民主、公約実現…共和、拡大阻止
各々 ‘半ばの勝利’内部では不満
猶予された政府支出削減案は‘火種'
米国経済が‘財政の崖’状態に陥る時限(31日深夜12時)をわずか数時間後に控えて、政界が劇的に交渉妥結に成功した。 今回の合意で米国は20年ぶりに富裕層に対する増税を断行することになった。
民主党が多数を占める上院は1日未明2時(現地時間)合意案を89対8で通過させた。 共和党が多数を占める下院でも早ければ1日昼に表決処理を行う予定だ。

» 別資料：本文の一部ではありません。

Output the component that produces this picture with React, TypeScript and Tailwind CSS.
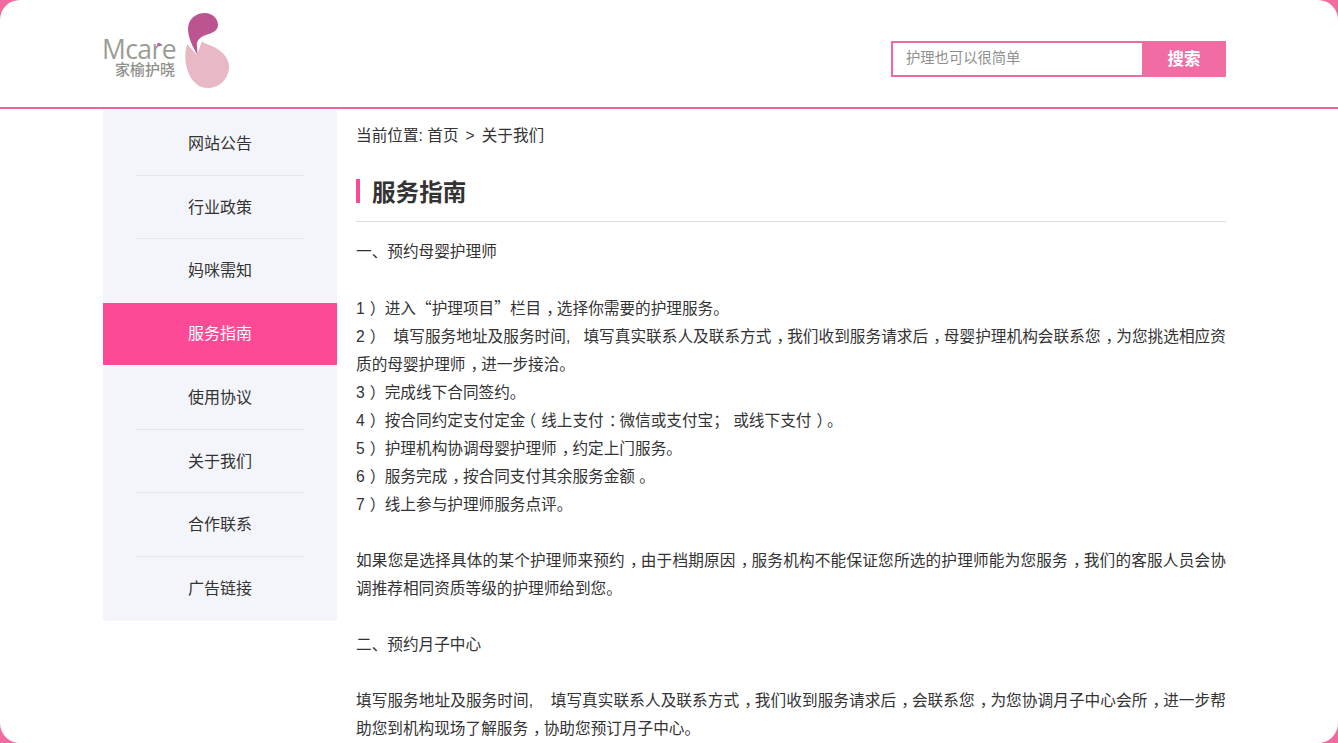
import React from "react";

const menu = ["网站公告", "行业政策", "妈咪需知", "服务指南", "使用协议", "关于我们", "合作联系", "广告链接"];
const font = { fontFamily: '"Liberation Sans", "Noto Sans CJK SC", sans-serif' };

function T({ s }: { s: string }) {
  const parts = s.split(/([，（）：“”])/);
  return (
    <>
      {parts.map((p, i) => {
        if (p === "，" || p === "：" || p === "）") return <span key={i} className="pl-[5px] tracking-[-5px]">{p}</span>;
        if (p === "（") return <span key={i} className="-ml-[5px] mr-[5px]">{p}</span>;
        if (p === "“" || p === "”") return <span key={i} className="font-['Noto_Sans_CJK_SC']">{p}</span>;
        return <React.Fragment key={i}>{p}</React.Fragment>;
      })}
    </>
  );
}

function Logo() {
  return (
    <div className="flex items-start h-[80px] mt-[10px]">
      <div className="w-[78px] pt-[26px] flex flex-col items-start shrink-0 relative">
        <div className="text-[26.5px] leading-[26px] tracking-[-0.6px] text-[#9c9c96] font-['Open_Sans'] font-medium">Mcare</div>
        <div className="absolute left-[55px] top-[33px] w-[4px] h-[3px] rounded-full bg-[#c8609a]" />
        <div className="text-[15px] leading-[15px] ml-[13px] text-[#8f8f8a] font-medium whitespace-nowrap">家榆护晓</div>
      </div>
      <svg width="52" height="80" viewBox="180 10 52 80" className="shrink-0">
        <path d="M187 44 C184 55 185 68 191 78 C196 85 201 88 208 88 C220 88 229 78 229 67 C229 56 220 50 212 46 C207 44 203 43 202 41 L197 55 Z" fill="#e8b9c5" />
        <path d="M197.5 55 C193 47 188 38 188 29 C188 19 196 13 205 13 C212 13 218 18 218 25 C218 31 212 33 206 35 C200 37 196 41 197 46 Z" fill="#bc5492" />
      </svg>
    </div>
  );
}

function P({ s }: { s?: string }) {
  return <p className="text-justify min-h-[28px]">{s ? <T s={s} /> : null}</p>;
}

export default function App() {
  return (
    <div className="h-[743px] w-[1338px] overflow-hidden bg-[#f06ca0]" style={font}>
      <div className="h-full bg-white rounded-[20px] overflow-hidden">
        <header className="h-[109px] border-b-2 border-[#f0609c] flex justify-between pl-[102px] pr-[112px]">
          <Logo />
          <div className="mt-[41px] flex h-[36px] w-[335px]">
            <div className="w-[251px] h-full border-2 border-r-0 border-[#ee6aa2] flex items-center pl-[13px] text-[14.3px] text-[#8f8f8f]">
              护理也可以很简单
            </div>
            <div className="flex-1 bg-[#f06ca3] text-white text-[16.5px] font-bold flex items-center justify-center">搜索</div>
          </div>
        </header>
        <div className="flex pl-[103px] pr-[112px] pt-px">
          <nav className="w-[234px] h-[511px] pt-[2px] bg-[#f4f5fa] shrink-0 flex flex-col">
            {menu.map((m, i) => {
              const active = i === 3;
              const noLine = i === 2 || i === 3 || i === 7;
              return (
                <div
                  key={m}
                  className={
                    active
                      ? "h-[62.5px] mb-px flex items-center justify-center text-[16px] bg-[#fd4a97] text-white"
                      : "h-[63.5px] pt-px flex items-center justify-center text-[16px] text-[#333333] relative"
                  }
                >
                  {m}
                  {!active && !noLine && <div className="absolute left-[33px] right-[33px] bottom-0 h-px bg-[#e4e5e8]" />}
                </div>
              );
            })}
          </nav>
          <main className="ml-[19px] flex-1 min-w-0 text-[15.65px] leading-[28px] text-[#333333] [text-spacing-trim:space-all]">
            <div className="mt-[12px] h-[28px] whitespace-pre">当前位置: 首页<span className="mx-[7px]">&gt;</span>关于我们</div>
            <div className="mt-[29px] h-[24px] border-l-4 border-[#fd4a97] pl-[12px] pt-[4px] flex items-center text-[23.6px] leading-[24px] font-bold text-[#333333]">服务指南</div>
            <div className="mt-[18px] border-t border-[#dcdcdc] pt-[16px]">
              <P s="一、预约母婴护理师" />
              <P />
              <P s="1） 进入“护理项目”栏目，选择你需要的护理服务。" />
              <P s={"2）\u00a0\u00a0\u00a0填写服务地址及服务时间,\u00a0\u00a0\u00a0填写真实联系人及联系方式，我们收到服务请求后，母婴护理机构会联系您，为您挑选相应资质的母婴护理师，进一步接洽。"} />
              <P s="3） 完成线下合同签约。" />
              <P s="4） 按合同约定支付定金（线上支付：微信或支付宝； 或线下支付）。" />
              <P s="5） 护理机构协调母婴护理师，约定上门服务。" />
              <P s="6） 服务完成，按合同支付其余服务金额 。" />
              <P s="7） 线上参与护理师服务点评。" />
              <P />
              <P s="如果您是选择具体的某个护理师来预约，由于档期原因，服务机构不能保证您所选的护理师能为您服务，我们的客服人员会协调推荐相同资质等级的护理师给到您。" />
              <P />
              <P s="二、预约月子中心" />
              <P />
              <P s={"填写服务地址及服务时间,\u00a0\u00a0\u00a0\u00a0填写真实联系人及联系方式，我们收到服务请求后，会联系您，为您协调月子中心会所，进一步帮助您到机构现场了解服务，协助您预订月子中心。"} />
            </div>
          </main>
        </div>
      </div>
    </div>
  );
}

合意案の核心はバラク・オバマ大統領が大統領選挙期間中に公約した‘富裕層増税’だ。 ホワイトハウスと共和党は夫婦合算年間所得45万ドル(約4億8000万ウォン、個人は40万ドル)以上の高所得層の所得税率を、現行の最高35%から39.6%に上げることにした。 これらの階層の資本利得税と配当所得税の税率も現行の15%から20%に上方修正することにした。 米国の所得上位1%に該当する階層だ。 また、夫婦合算年所得25万ドル世帯(個人は20万ドル)に対する所得控除恩恵に制限を設け、500万ドル以上の相続財産に対する税率を上げることにも合意した。 全所得階層が負担する社会保障税性格の給与税は2%上方修正することにした。
今回の合意は減税を政治綱領として採択している共和党が1993年以後初めて増税に同意したという点で大きな意味を持つ。 共和党は減税が労働・投資意欲を鼓吹して経済成長を導くといういわゆる‘供給主義経済学’に基づいて1980年代以後大規模減税政策を採択してきた。 1980年に執権したロナルド・レーガン前大統領が、所得税最高税率を70%から28%に下げたし、ジョージ・ブッシュ大統領も大規模減税政策を展開した。 父ブッシュ大統領だけが財政赤字解消のためにやむをえず小幅増税に同意したことがある。 米国の20年ぶりの変化はフランスなどで吹いている富裕層増税旋風とともに各国の租税政策にも影響を及ぼすものと見られる。
今回の合意による税収増加額は10年間で約6000億ドルになると推定された。 これはオバマ大統領が公約した1兆2000億ドルの半分に終わる上に、ベイナー下院議長が妥協案として出した8000億ドルにも至らない。 ブッシュ前大統領が2001年と2003年に断行した大規模減税に20%ほどだけを原状回復させる水準でもある。 民主党としては大統領選挙公約で掲げた富裕層増税を実現させたという点で、共和党側は増税を適用する所得基準を当初オバマ大統領が提示した25万ドルから大幅に上方調整して相続税適用階層が拡大することを阻んだという点でそれぞれ半ばの勝利を得たと見ることもできる。
しかし増税に劣らず立場がきっ抗した2つの事案が火種として残っている。 ホワイトハウスと共和党は財政の崖交渉のまた別の軸である政府支出自動削減案に対しては合意点を見出せず2ヶ月間施行を猶予することにした。 いわゆる‘sequester’条項により行政府と議会が予算削減方式で合意できなければ10年間で1兆2000億ドル、年間1090億ドルに及ぶ国防・福祉などの予算が自動削減される。 31日に国家負債上限(16兆4000億ドル)に到達した国家負債限度上方修正案も合意できず財務部は臨時方便で2ヶ月間耐えられる特別措置に入った。
オバマ大統領は31日交渉妥結直前に開いた記者会見で「わずか1ヶ月前まで富裕層に対する増税に同意しなかった共和党が、税率を永久に上げることに合意した」として「私が今後政府支出を削減するだけで財政赤字は縮小すると共和党は考えるが、そうなりはしないだろう」と語った。 今後2ヶ月間の交渉で支出削減の他にも追加増税を推進することを示唆したわけだ。 これに対して共和党の一部議員らは「オバマ大統領は合意案が通過する前にゴールポストを移動させている」として強く糾弾に出た。 民主党の一部では富裕層増税基準を過度に譲歩したことに対する不満が出ている。 トム・ハーキン上院議員は「今回の合意は今後米国で中産層の基準を年間所得45万ドル以下に決めようという案」として「民主党が合意できるものではない」と批判した。
※財政の崖(fiscal cliff)
減税恩恵の終了と政府支出削減(sequester)で景気が急落する現象。 上下院での表決処理が1日には完了する予定であり米国は技術的には一日間の財政の崖を経験するが現実に及ぼす影響は殆どない。